Rasulullah shallallahu
‘alaihi wa sallam mengingatkan keberadaan istri sebagai pengemban amanah di
rumah suaminya,
كُلُّكُمْ رَاعٍ وَمَسْئُولٌ عَنْ رَعِيَّتِهِ ، …
، وَالْمَرْأَةُ فِى بَيْتِ زَوْجِهَا رَاعِيَةٌ وَهْىَ مَسْئُولَةٌ عَنْ رَعِيَّتِهَا
Kalian semua adalah
penanggung dan akan ditanya tentang apa yang dia pertaggung jawabkan… wanita
menjadi penanggung jawab di rumah suaminya, dan dia akan ditanya tentang apa
yang dia pertanggung jawabkan…(HR. Bukhari 2409)

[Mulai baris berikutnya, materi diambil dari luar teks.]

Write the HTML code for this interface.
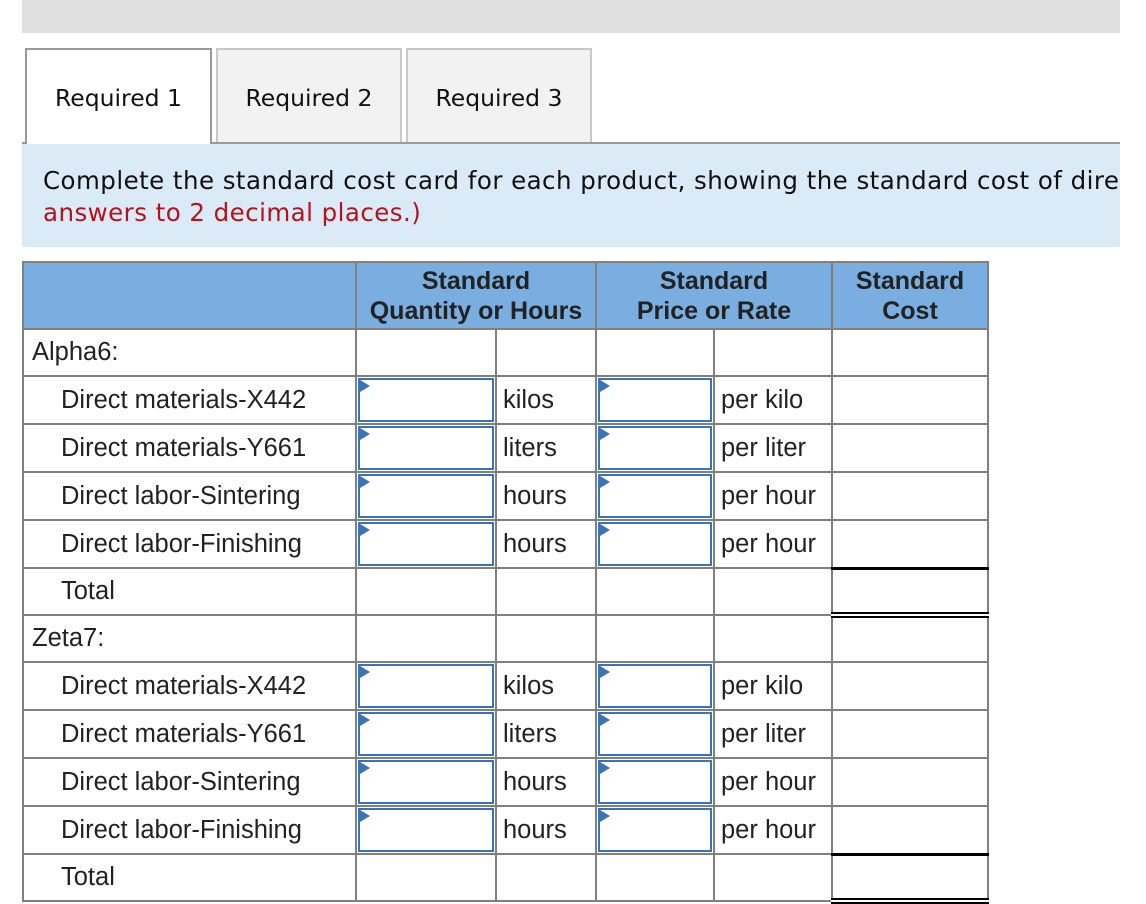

Saat istri menjadi ratu di
rumah suaminya, dia bertanggung jawab untuk menjaga harta suami yang ada di
rumahnya. Terutama saat suami sedang pergi. Meskipun harta itu di luar
kepemilikan istri. Allah berfirman menyebutkan ciri wanita sholihah,
فَالصَّالِحَاتُ قَانِتَاتٌ حَافِظَاتٌ لِلْغَيْبِ بِمَا حَفِظَ اللَّهُ
Wanita shalihah ialah yang
taat kepada Allah lagi memelihara diri ketika suaminya tidak ada, untuk sesuatu
yang dipelihara oleh Allah. (QS. an-Nisa: 34)
Ibnu Katsir menyebutkan
keterangan ahli tafsir, Imam as-Sudi, dia menjaga dirinya, kehormatannya dan
harta suaminya, ketika suaminya tidak ada di rumah. (Tafsir Ibnu Katsir,
2/293).
Dalam hadis dari Abu
Hurairah radhiyallahu ‘anhu,
خَيْرُ النِّسَاءِ الَّتِي إِذَا نَظَرْتَ إِلَيْهَا سَرَّتْكَ ، وَإِذَا أَمَرْتَهَا أَطَاعَتْكَ ، وَإِذَا غِبْتَ عَنْهَا حَفِظَتْكَ فِي نَفْسِهَا وَمَالِهَا
Sebaik-baik istri adalah
wanita yang jika suaminya melihatnya, menyenangkan suaminya, jika diperintahkan
suaminya, dia mentaatinya, dan jika suaminya jauh darinya, dia bisa menjaga
kehormatan dirinya dan hartanya. (HR. Thayalisi 2444 dan al-Bazzar 8537).
Demikian, penjelasan
mengenai masalah harta suami dan harta istri, semoga bermanfaat.